»»
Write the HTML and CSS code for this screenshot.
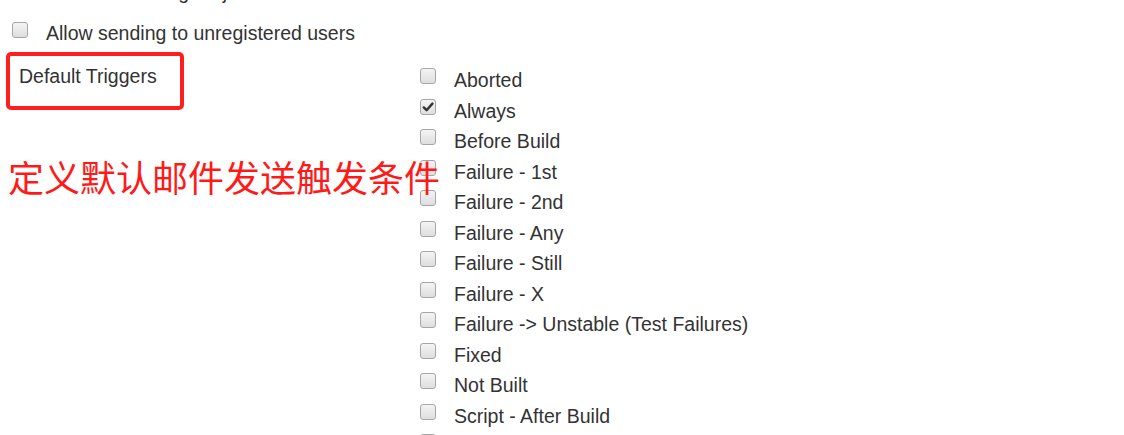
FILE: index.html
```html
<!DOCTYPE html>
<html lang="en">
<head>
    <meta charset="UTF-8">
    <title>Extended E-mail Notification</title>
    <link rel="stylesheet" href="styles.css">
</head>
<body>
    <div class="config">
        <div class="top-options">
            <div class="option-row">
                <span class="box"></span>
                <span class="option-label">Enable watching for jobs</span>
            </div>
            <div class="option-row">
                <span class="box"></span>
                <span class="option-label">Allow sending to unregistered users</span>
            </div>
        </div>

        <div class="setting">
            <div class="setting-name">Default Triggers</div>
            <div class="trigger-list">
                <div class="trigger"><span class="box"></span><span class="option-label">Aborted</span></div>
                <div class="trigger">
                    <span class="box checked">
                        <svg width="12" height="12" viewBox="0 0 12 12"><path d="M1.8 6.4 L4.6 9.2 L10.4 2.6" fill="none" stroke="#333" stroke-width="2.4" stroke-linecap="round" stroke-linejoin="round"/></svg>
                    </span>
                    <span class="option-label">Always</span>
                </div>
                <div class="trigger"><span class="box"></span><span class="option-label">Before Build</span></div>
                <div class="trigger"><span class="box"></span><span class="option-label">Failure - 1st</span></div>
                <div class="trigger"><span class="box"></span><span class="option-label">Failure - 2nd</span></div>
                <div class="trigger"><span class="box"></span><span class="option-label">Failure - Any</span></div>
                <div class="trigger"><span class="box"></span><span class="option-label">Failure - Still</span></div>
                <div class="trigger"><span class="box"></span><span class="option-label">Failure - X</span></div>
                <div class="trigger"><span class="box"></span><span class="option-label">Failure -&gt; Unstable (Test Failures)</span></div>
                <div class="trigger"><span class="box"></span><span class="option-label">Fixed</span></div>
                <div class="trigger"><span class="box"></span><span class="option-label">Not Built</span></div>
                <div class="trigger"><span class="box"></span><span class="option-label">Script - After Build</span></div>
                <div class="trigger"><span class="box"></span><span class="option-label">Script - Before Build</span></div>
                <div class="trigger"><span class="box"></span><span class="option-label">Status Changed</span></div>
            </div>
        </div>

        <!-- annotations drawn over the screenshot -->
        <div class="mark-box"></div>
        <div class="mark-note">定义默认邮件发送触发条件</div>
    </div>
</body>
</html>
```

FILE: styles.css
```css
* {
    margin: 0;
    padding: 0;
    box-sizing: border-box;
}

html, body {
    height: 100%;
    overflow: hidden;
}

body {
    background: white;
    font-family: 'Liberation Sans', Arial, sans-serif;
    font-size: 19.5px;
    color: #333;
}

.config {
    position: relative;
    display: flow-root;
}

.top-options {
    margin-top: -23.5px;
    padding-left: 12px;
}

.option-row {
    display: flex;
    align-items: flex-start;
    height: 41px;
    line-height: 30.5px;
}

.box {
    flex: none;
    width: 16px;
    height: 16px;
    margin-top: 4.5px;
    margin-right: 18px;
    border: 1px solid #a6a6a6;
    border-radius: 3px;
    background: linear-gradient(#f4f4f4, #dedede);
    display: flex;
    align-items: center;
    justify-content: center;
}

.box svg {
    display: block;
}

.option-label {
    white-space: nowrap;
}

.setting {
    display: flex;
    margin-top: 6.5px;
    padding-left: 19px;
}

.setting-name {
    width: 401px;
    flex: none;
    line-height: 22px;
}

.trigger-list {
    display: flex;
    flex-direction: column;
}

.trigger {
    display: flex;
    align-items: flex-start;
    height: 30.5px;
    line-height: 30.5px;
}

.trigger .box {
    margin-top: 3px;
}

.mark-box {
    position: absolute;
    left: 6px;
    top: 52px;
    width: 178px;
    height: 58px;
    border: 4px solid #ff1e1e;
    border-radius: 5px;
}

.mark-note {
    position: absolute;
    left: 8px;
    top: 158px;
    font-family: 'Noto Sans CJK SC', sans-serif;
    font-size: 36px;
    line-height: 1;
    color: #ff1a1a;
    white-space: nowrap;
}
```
««
DESCRIPTION OF THE TASK:
The listing above must be printed again exactly, minus its pictures.

RESPONSE TO THE TASK:
Write the HTML and CSS code for this screenshot.
FILE: index.html
```html
<!DOCTYPE html>
<html lang="en">
<head>
    <meta charset="UTF-8">
    <title>Extended E-mail Notification</title>
    <link rel="stylesheet" href="styles.css">
</head>
<body>
    <div class="config">
        <div class="top-options">
            <div class="option-row">
                <span class="box"></span>
                <span class="option-label">Enable watching for jobs</span>
            </div>
            <div class="option-row">
                <span class="box"></span>
                <span class="option-label">Allow sending to unregistered users</span>
            </div>
        </div>

        <div class="setting">
            <div class="setting-name">Default Triggers</div>
            <div class="trigger-list">
                <div class="trigger"><span class="box"></span><span class="option-label">Aborted</span></div>
                <div class="trigger">
                    <span class="box checked">
                        <svg width="12" height="12" viewBox="0 0 12 12"><path d="M1.8 6.4 L4.6 9.2 L10.4 2.6" fill="none" stroke="#333" stroke-width="2.4" stroke-linecap="round" stroke-linejoin="round"/></svg>
                    </span>
                    <span class="option-label">Always</span>
                </div>
                <div class="trigger"><span class="box"></span><span class="option-label">Before Build</span></div>
                <div class="trigger"><span class="box"></span><span class="option-label">Failure - 1st</span></div>
                <div class="trigger"><span class="box"></span><span class="option-label">Failure - 2nd</span></div>
                <div class="trigger"><span class="box"></span><span class="option-label">Failure - Any</span></div>
                <div class="trigger"><span class="box"></span><span class="option-label">Failure - Still</span></div>
                <div class="trigger"><span class="box"></span><span class="option-label">Failure - X</span></div>
                <div class="trigger"><span class="box"></span><span class="option-label">Failure -&gt; Unstable (Test Failures)</span></div>
                <div class="trigger"><span class="box"></span><span class="option-label">Fixed</span></div>
                <div class="trigger"><span class="box"></span><span class="option-label">Not Built</span></div>
                <div class="trigger"><span class="box"></span><span class="option-label">Script - After Build</span></div>
                <div class="trigger"><span class="box"></span><span class="option-label">Script - Before Build</span></div>
                <div class="trigger"><span class="box"></span><span class="option-label">Status Changed</span></div>
            </div>
        </div>

        <!-- annotations drawn over the screenshot -->
        <div class="mark-box"></div>
        <div class="mark-note">定义默认邮件发送触发条件</div>
    </div>
</body>
</html>
```

FILE: styles.css
```css
* {
    margin: 0;
    padding: 0;
    box-sizing: border-box;
}

html, body {
    height: 100%;
    overflow: hidden;
}

body {
    background: white;
    font-family: 'Liberation Sans', Arial, sans-serif;
    font-size: 19.5px;
    color: #333;
}

.config {
    position: relative;
    display: flow-root;
}

.top-options {
    margin-top: -23.5px;
    padding-left: 12px;
}

.option-row {
    display: flex;
    align-items: flex-start;
    height: 41px;
    line-height: 30.5px;
}

.box {
    flex: none;
    width: 16px;
    height: 16px;
    margin-top: 4.5px;
    margin-right: 18px;
    border: 1px solid #a6a6a6;
    border-radius: 3px;
    background: linear-gradient(#f4f4f4, #dedede);
    display: flex;
    align-items: center;
    justify-content: center;
}

.box svg {
    display: block;
}

.option-label {
    white-space: nowrap;
}

.setting {
    display: flex;
    margin-top: 6.5px;
    padding-left: 19px;
}

.setting-name {
    width: 401px;
    flex: none;
    line-height: 22px;
}

.trigger-list {
    display: flex;
    flex-direction: column;
}

.trigger {
    display: flex;
    align-items: flex-start;
    height: 30.5px;
    line-height: 30.5px;
}

.trigger .box {
    margin-top: 3px;
}

.mark-box {
    position: absolute;
    left: 6px;
    top: 52px;
    width: 178px;
    height: 58px;
    border: 4px solid #ff1e1e;
    border-radius: 5px;
}

.mark-note {
    position: absolute;
    left: 8px;
    top: 158px;
    font-family: 'Noto Sans CJK SC', sans-serif;
    font-size: 36px;
    line-height: 1;
    color: #ff1a1a;
    white-space: nowrap;
}
```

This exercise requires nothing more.